Exercise prompt> Your job is to retype all of the data word for word, leaving every image out.

Material provided>
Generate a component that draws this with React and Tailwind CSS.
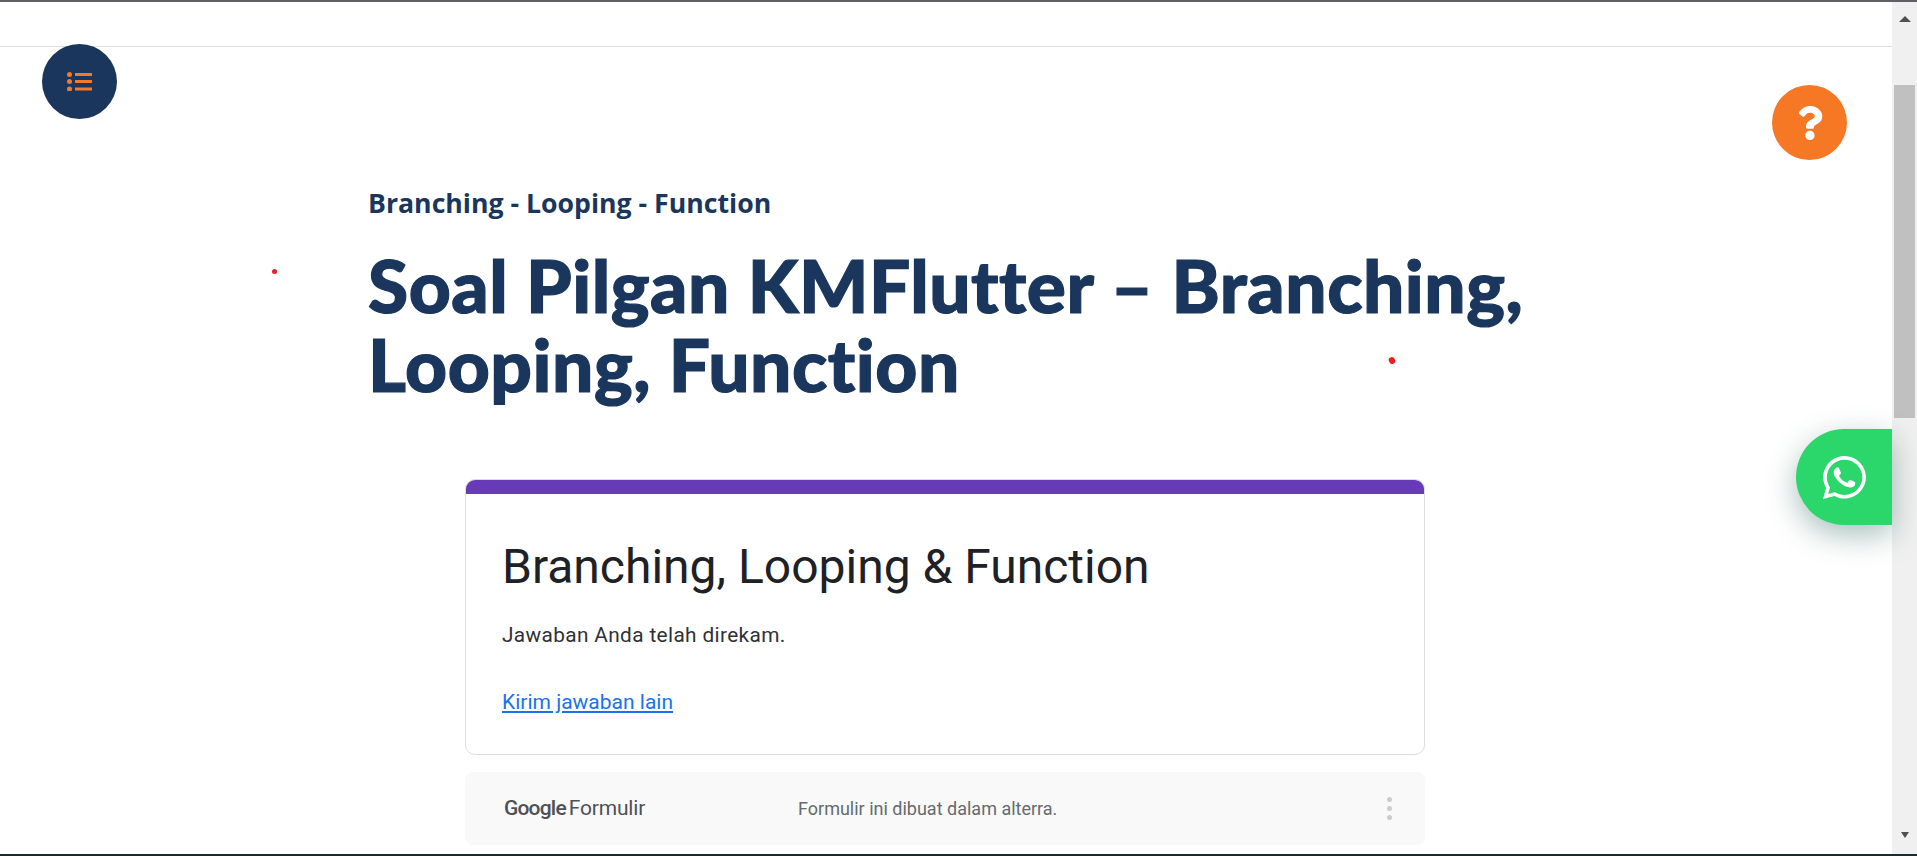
import React from "react";
import { FaQuestion, FaWhatsapp } from "react-icons/fa";

function Scrollbar() {
  return (
    <div className="w-[25px] shrink-0 bg-[#f0f0f0] flex flex-col items-center">
      <div className="h-[29px] flex items-center justify-center shrink-0 pt-1">
        <div className="w-0 h-0 border-l-[6px] border-r-[6px] border-b-[6px] border-l-transparent border-r-transparent border-b-[#505050]" />
      </div>
      <div className="mt-[54px] h-[333px] w-[21px] bg-[#c0c0c0] shrink-0" />
      <div className="flex-1" />
      <div className="h-[22px] flex items-start justify-center shrink-0">
        <div className="w-0 h-0 border-l-[4px] border-r-[4px] border-t-[6px] border-l-transparent border-r-transparent border-t-[#505050]" />
      </div>
    </div>
  );
}

function ListIcon() {
  return (
    <svg width="25" height="19" viewBox="0 0 25 19" fill="#f77825">
      <circle cx="2.5" cy="2.5" r="2.5" />
      <circle cx="2.5" cy="9.5" r="2.5" />
      <circle cx="2.5" cy="17" r="2.5" />
      <rect x="8" y="1" width="17" height="3" />
      <rect x="8" y="8" width="17" height="3" />
      <rect x="8" y="15.5" width="17" height="3" />
    </svg>
  );
}

export default function App() {
  return (
    <div className="h-[856px] w-[1917px] overflow-hidden bg-white flex flex-col font-['Open_Sans',sans-serif]">
      <div className="h-[2px] bg-[#5f5f63] shrink-0" />
      <div className="flex flex-1 min-h-0">
        <div className="relative flex-1 min-w-0 flex flex-col">
          <header className="h-[45px] shrink-0 border-b border-[#dedede]" />

          <main className="pl-[368px] pt-[138px]">
            <p className="font-['Open_Sans',sans-serif] font-bold text-[26.67px] leading-[36px] text-[#1a365d]">
              Branching - Looping - Function
            </p>
            <h1 className="mt-[25px] w-[1200px] font-['Lato',sans-serif] font-black text-[73px] leading-[79px] tracking-[0.5px] [font-variant-ligatures:none] [-webkit-text-stroke:1.2px_#1a365d] text-[#1a365d]">
              Soal Pilgan KMFlutter – Branching, Looping, Function
            </h1>

            <div className="ml-[97px] mt-[75px] w-[960px]">
              <section className="rounded-[10px] border border-[#dadce0] bg-white overflow-hidden h-[276px]">
                <div className="h-[15px] bg-[#673ab7] -mx-px -mt-px" />
                <div className="pl-[36px] pt-[41px] font-['Roboto',sans-serif]">
                  <h2 className="text-[48px] leading-[64px] font-normal text-[#202124]">
                    Branching, Looping &amp; Function
                  </h2>
                  <p className="mt-[24px] text-[20.8px] leading-[24px] tracking-[0.37px] text-[#303134]">
                    Jawaban Anda telah direkam.
                  </p>
                  <a className="block mt-[43px] text-[21px] leading-[24px] text-[#1a73e8] underline">
                    Kirim jawaban lain
                  </a>
                </div>
              </section>

              <footer className="mt-[17px] h-[73px] rounded-[8px] bg-[#f9f9f9] flex items-center font-['Roboto',sans-serif]">
                <div className="ml-[39px] w-[294px] flex items-baseline text-[#4d5156]">
                  <span className="text-[21px] font-medium tracking-[-0.8px]">Google</span>
                  <span className="ml-[3px] text-[21px] tracking-[-0.2px]">Formulir</span>
                </div>
                <span className="text-[18px] text-[#666a6e]">Formulir ini dibuat dalam alterra.</span>
                <div className="ml-auto mr-[33px] flex flex-col gap-1">
                  <span className="w-[5px] h-[5px] rounded-full bg-[#cccccc]" />
                  <span className="w-[5px] h-[5px] rounded-full bg-[#cccccc]" />
                  <span className="w-[5px] h-[5px] rounded-full bg-[#cccccc]" />
                </div>
              </footer>
            </div>
          </main>

          <button className="absolute left-[42px] top-[42px] w-[75px] h-[75px] rounded-full bg-[#1a365d] flex items-center justify-center">
            <ListIcon />
          </button>
          <button className="absolute left-[1772px] top-[83px] w-[75px] h-[75px] rounded-full bg-[#f67724] flex items-center justify-center text-white">
            <FaQuestion size={34} />
          </button>
          <button className="absolute right-0 top-[427px] w-[96px] h-[96px] rounded-l-[48px] bg-[#2bd66b] shadow-[0_10px_30px_rgba(30,90,80,0.38)] flex items-center justify-center text-white">
            <FaWhatsapp size={49} />
          </button>

          <span className="absolute left-[272px] top-[267px] w-[5px] h-[5px] rounded-full bg-[#ee1c25]" />
          <span className="absolute left-[1389px] top-[355px] w-[6px] h-[7px] rounded-full bg-[#ee1c25] rotate-[-30deg]" />
        </div>
        <Scrollbar />
      </div>
      <div className="h-[2px] bg-[#1c2b2f] shrink-0" />
    </div>
  );
}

Exercise response>
Generate a component that draws this with React and Tailwind CSS.
import React from "react";
import { FaQuestion, FaWhatsapp } from "react-icons/fa";

function Scrollbar() {
  return (
    <div className="w-[25px] shrink-0 bg-[#f0f0f0] flex flex-col items-center">
      <div className="h-[29px] flex items-center justify-center shrink-0 pt-1">
        <div className="w-0 h-0 border-l-[6px] border-r-[6px] border-b-[6px] border-l-transparent border-r-transparent border-b-[#505050]" />
      </div>
      <div className="mt-[54px] h-[333px] w-[21px] bg-[#c0c0c0] shrink-0" />
      <div className="flex-1" />
      <div className="h-[22px] flex items-start justify-center shrink-0">
        <div className="w-0 h-0 border-l-[4px] border-r-[4px] border-t-[6px] border-l-transparent border-r-transparent border-t-[#505050]" />
      </div>
    </div>
  );
}

function ListIcon() {
  return (
    <svg width="25" height="19" viewBox="0 0 25 19" fill="#f77825">
      <circle cx="2.5" cy="2.5" r="2.5" />
      <circle cx="2.5" cy="9.5" r="2.5" />
      <circle cx="2.5" cy="17" r="2.5" />
      <rect x="8" y="1" width="17" height="3" />
      <rect x="8" y="8" width="17" height="3" />
      <rect x="8" y="15.5" width="17" height="3" />
    </svg>
  );
}

export default function App() {
  return (
    <div className="h-[856px] w-[1917px] overflow-hidden bg-white flex flex-col font-['Open_Sans',sans-serif]">
      <div className="h-[2px] bg-[#5f5f63] shrink-0" />
      <div className="flex flex-1 min-h-0">
        <div className="relative flex-1 min-w-0 flex flex-col">
          <header className="h-[45px] shrink-0 border-b border-[#dedede]" />

          <main className="pl-[368px] pt-[138px]">
            <p className="font-['Open_Sans',sans-serif] font-bold text-[26.67px] leading-[36px] text-[#1a365d]">
              Branching - Looping - Function
            </p>
            <h1 className="mt-[25px] w-[1200px] font-['Lato',sans-serif] font-black text-[73px] leading-[79px] tracking-[0.5px] [font-variant-ligatures:none] [-webkit-text-stroke:1.2px_#1a365d] text-[#1a365d]">
              Soal Pilgan KMFlutter – Branching, Looping, Function
            </h1>

            <div className="ml-[97px] mt-[75px] w-[960px]">
              <section className="rounded-[10px] border border-[#dadce0] bg-white overflow-hidden h-[276px]">
                <div className="h-[15px] bg-[#673ab7] -mx-px -mt-px" />
                <div className="pl-[36px] pt-[41px] font-['Roboto',sans-serif]">
                  <h2 className="text-[48px] leading-[64px] font-normal text-[#202124]">
                    Branching, Looping &amp; Function
                  </h2>
                  <p className="mt-[24px] text-[20.8px] leading-[24px] tracking-[0.37px] text-[#303134]">
                    Jawaban Anda telah direkam.
                  </p>
                  <a className="block mt-[43px] text-[21px] leading-[24px] text-[#1a73e8] underline">
                    Kirim jawaban lain
                  </a>
                </div>
              </section>

              <footer className="mt-[17px] h-[73px] rounded-[8px] bg-[#f9f9f9] flex items-center font-['Roboto',sans-serif]">
                <div className="ml-[39px] w-[294px] flex items-baseline text-[#4d5156]">
                  <span className="text-[21px] font-medium tracking-[-0.8px]">Google</span>
                  <span className="ml-[3px] text-[21px] tracking-[-0.2px]">Formulir</span>
                </div>
                <span className="text-[18px] text-[#666a6e]">Formulir ini dibuat dalam alterra.</span>
                <div className="ml-auto mr-[33px] flex flex-col gap-1">
                  <span className="w-[5px] h-[5px] rounded-full bg-[#cccccc]" />
                  <span className="w-[5px] h-[5px] rounded-full bg-[#cccccc]" />
                  <span className="w-[5px] h-[5px] rounded-full bg-[#cccccc]" />
                </div>
              </footer>
            </div>
          </main>

          <button className="absolute left-[42px] top-[42px] w-[75px] h-[75px] rounded-full bg-[#1a365d] flex items-center justify-center">
            <ListIcon />
          </button>
          <button className="absolute left-[1772px] top-[83px] w-[75px] h-[75px] rounded-full bg-[#f67724] flex items-center justify-center text-white">
            <FaQuestion size={34} />
          </button>
          <button className="absolute right-0 top-[427px] w-[96px] h-[96px] rounded-l-[48px] bg-[#2bd66b] shadow-[0_10px_30px_rgba(30,90,80,0.38)] flex items-center justify-center text-white">
            <FaWhatsapp size={49} />
          </button>

          <span className="absolute left-[272px] top-[267px] w-[5px] h-[5px] rounded-full bg-[#ee1c25]" />
          <span className="absolute left-[1389px] top-[355px] w-[6px] h-[7px] rounded-full bg-[#ee1c25] rotate-[-30deg]" />
        </div>
        <Scrollbar />
      </div>
      <div className="h-[2px] bg-[#1c2b2f] shrink-0" />
    </div>
  );
}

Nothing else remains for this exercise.